* Start Data excerpt *

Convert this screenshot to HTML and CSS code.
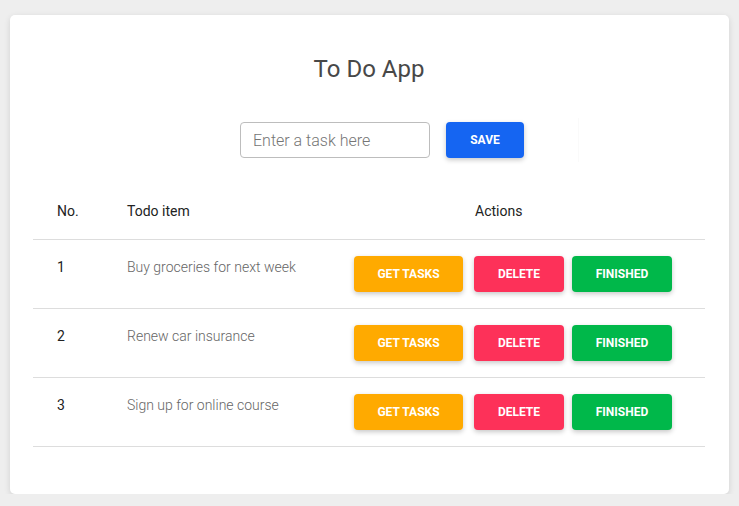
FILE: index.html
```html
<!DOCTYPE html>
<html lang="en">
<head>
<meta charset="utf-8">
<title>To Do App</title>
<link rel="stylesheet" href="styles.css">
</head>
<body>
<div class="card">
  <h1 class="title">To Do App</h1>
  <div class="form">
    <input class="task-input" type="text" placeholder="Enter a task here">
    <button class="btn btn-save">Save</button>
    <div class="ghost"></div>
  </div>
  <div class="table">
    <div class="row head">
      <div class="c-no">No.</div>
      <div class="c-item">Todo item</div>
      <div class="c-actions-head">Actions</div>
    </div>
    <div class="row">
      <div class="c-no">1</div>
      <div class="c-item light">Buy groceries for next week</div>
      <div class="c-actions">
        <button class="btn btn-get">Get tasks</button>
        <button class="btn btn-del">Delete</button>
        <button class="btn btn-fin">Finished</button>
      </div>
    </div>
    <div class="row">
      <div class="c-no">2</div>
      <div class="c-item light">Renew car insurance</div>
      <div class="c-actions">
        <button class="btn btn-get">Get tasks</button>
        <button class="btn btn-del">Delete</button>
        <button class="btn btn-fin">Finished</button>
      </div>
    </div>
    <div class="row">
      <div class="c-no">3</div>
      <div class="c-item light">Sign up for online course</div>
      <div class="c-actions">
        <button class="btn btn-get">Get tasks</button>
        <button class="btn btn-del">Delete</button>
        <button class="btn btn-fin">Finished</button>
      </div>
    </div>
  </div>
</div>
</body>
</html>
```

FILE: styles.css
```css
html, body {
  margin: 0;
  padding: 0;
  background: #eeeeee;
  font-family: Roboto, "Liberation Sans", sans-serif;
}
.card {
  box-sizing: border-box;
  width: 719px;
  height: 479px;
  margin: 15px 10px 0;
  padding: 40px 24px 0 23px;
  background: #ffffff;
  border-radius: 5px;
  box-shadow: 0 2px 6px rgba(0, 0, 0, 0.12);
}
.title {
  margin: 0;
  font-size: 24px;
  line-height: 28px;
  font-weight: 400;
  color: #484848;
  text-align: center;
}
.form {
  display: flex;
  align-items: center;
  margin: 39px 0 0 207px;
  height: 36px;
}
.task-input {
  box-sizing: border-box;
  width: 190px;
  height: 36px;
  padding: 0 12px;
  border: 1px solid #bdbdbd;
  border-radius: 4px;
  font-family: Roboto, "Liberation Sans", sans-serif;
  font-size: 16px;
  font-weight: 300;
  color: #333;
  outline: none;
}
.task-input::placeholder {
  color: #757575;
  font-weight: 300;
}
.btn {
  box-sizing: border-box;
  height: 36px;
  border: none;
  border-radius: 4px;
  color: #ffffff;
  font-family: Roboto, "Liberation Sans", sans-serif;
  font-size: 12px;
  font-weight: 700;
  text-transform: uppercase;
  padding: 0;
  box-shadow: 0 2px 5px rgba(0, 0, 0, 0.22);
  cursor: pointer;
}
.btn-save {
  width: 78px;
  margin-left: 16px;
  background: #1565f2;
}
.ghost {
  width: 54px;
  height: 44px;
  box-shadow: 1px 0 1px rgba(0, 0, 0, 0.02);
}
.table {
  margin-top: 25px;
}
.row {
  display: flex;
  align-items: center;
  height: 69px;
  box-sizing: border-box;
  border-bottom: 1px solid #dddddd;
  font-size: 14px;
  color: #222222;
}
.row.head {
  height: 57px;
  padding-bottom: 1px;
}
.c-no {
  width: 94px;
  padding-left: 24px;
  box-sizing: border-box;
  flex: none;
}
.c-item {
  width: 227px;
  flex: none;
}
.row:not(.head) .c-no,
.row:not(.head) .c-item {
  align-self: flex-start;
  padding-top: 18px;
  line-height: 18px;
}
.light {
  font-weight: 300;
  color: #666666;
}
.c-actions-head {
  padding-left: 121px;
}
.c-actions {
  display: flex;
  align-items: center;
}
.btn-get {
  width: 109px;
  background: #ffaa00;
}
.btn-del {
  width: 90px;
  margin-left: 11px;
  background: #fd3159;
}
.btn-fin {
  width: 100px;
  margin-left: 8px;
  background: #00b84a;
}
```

* End Data excerpt *

▶ Task details
The listing above must be printed again exactly, minus its pictures.

▶ In response
Convert this screenshot to HTML and CSS code.
FILE: index.html
```html
<!DOCTYPE html>
<html lang="en">
<head>
<meta charset="utf-8">
<title>To Do App</title>
<link rel="stylesheet" href="styles.css">
</head>
<body>
<div class="card">
  <h1 class="title">To Do App</h1>
  <div class="form">
    <input class="task-input" type="text" placeholder="Enter a task here">
    <button class="btn btn-save">Save</button>
    <div class="ghost"></div>
  </div>
  <div class="table">
    <div class="row head">
      <div class="c-no">No.</div>
      <div class="c-item">Todo item</div>
      <div class="c-actions-head">Actions</div>
    </div>
    <div class="row">
      <div class="c-no">1</div>
      <div class="c-item light">Buy groceries for next week</div>
      <div class="c-actions">
        <button class="btn btn-get">Get tasks</button>
        <button class="btn btn-del">Delete</button>
        <button class="btn btn-fin">Finished</button>
      </div>
    </div>
    <div class="row">
      <div class="c-no">2</div>
      <div class="c-item light">Renew car insurance</div>
      <div class="c-actions">
        <button class="btn btn-get">Get tasks</button>
        <button class="btn btn-del">Delete</button>
        <button class="btn btn-fin">Finished</button>
      </div>
    </div>
    <div class="row">
      <div class="c-no">3</div>
      <div class="c-item light">Sign up for online course</div>
      <div class="c-actions">
        <button class="btn btn-get">Get tasks</button>
        <button class="btn btn-del">Delete</button>
        <button class="btn btn-fin">Finished</button>
      </div>
    </div>
  </div>
</div>
</body>
</html>
```

FILE: styles.css
```css
html, body {
  margin: 0;
  padding: 0;
  background: #eeeeee;
  font-family: Roboto, "Liberation Sans", sans-serif;
}
.card {
  box-sizing: border-box;
  width: 719px;
  height: 479px;
  margin: 15px 10px 0;
  padding: 40px 24px 0 23px;
  background: #ffffff;
  border-radius: 5px;
  box-shadow: 0 2px 6px rgba(0, 0, 0, 0.12);
}
.title {
  margin: 0;
  font-size: 24px;
  line-height: 28px;
  font-weight: 400;
  color: #484848;
  text-align: center;
}
.form {
  display: flex;
  align-items: center;
  margin: 39px 0 0 207px;
  height: 36px;
}
.task-input {
  box-sizing: border-box;
  width: 190px;
  height: 36px;
  padding: 0 12px;
  border: 1px solid #bdbdbd;
  border-radius: 4px;
  font-family: Roboto, "Liberation Sans", sans-serif;
  font-size: 16px;
  font-weight: 300;
  color: #333;
  outline: none;
}
.task-input::placeholder {
  color: #757575;
  font-weight: 300;
}
.btn {
  box-sizing: border-box;
  height: 36px;
  border: none;
  border-radius: 4px;
  color: #ffffff;
  font-family: Roboto, "Liberation Sans", sans-serif;
  font-size: 12px;
  font-weight: 700;
  text-transform: uppercase;
  padding: 0;
  box-shadow: 0 2px 5px rgba(0, 0, 0, 0.22);
  cursor: pointer;
}
.btn-save {
  width: 78px;
  margin-left: 16px;
  background: #1565f2;
}
.ghost {
  width: 54px;
  height: 44px;
  box-shadow: 1px 0 1px rgba(0, 0, 0, 0.02);
}
.table {
  margin-top: 25px;
}
.row {
  display: flex;
  align-items: center;
  height: 69px;
  box-sizing: border-box;
  border-bottom: 1px solid #dddddd;
  font-size: 14px;
  color: #222222;
}
.row.head {
  height: 57px;
  padding-bottom: 1px;
}
.c-no {
  width: 94px;
  padding-left: 24px;
  box-sizing: border-box;
  flex: none;
}
.c-item {
  width: 227px;
  flex: none;
}
.row:not(.head) .c-no,
.row:not(.head) .c-item {
  align-self: flex-start;
  padding-top: 18px;
  line-height: 18px;
}
.light {
  font-weight: 300;
  color: #666666;
}
.c-actions-head {
  padding-left: 121px;
}
.c-actions {
  display: flex;
  align-items: center;
}
.btn-get {
  width: 109px;
  background: #ffaa00;
}
.btn-del {
  width: 90px;
  margin-left: 11px;
  background: #fd3159;
}
.btn-fin {
  width: 100px;
  margin-left: 8px;
  background: #00b84a;
}
```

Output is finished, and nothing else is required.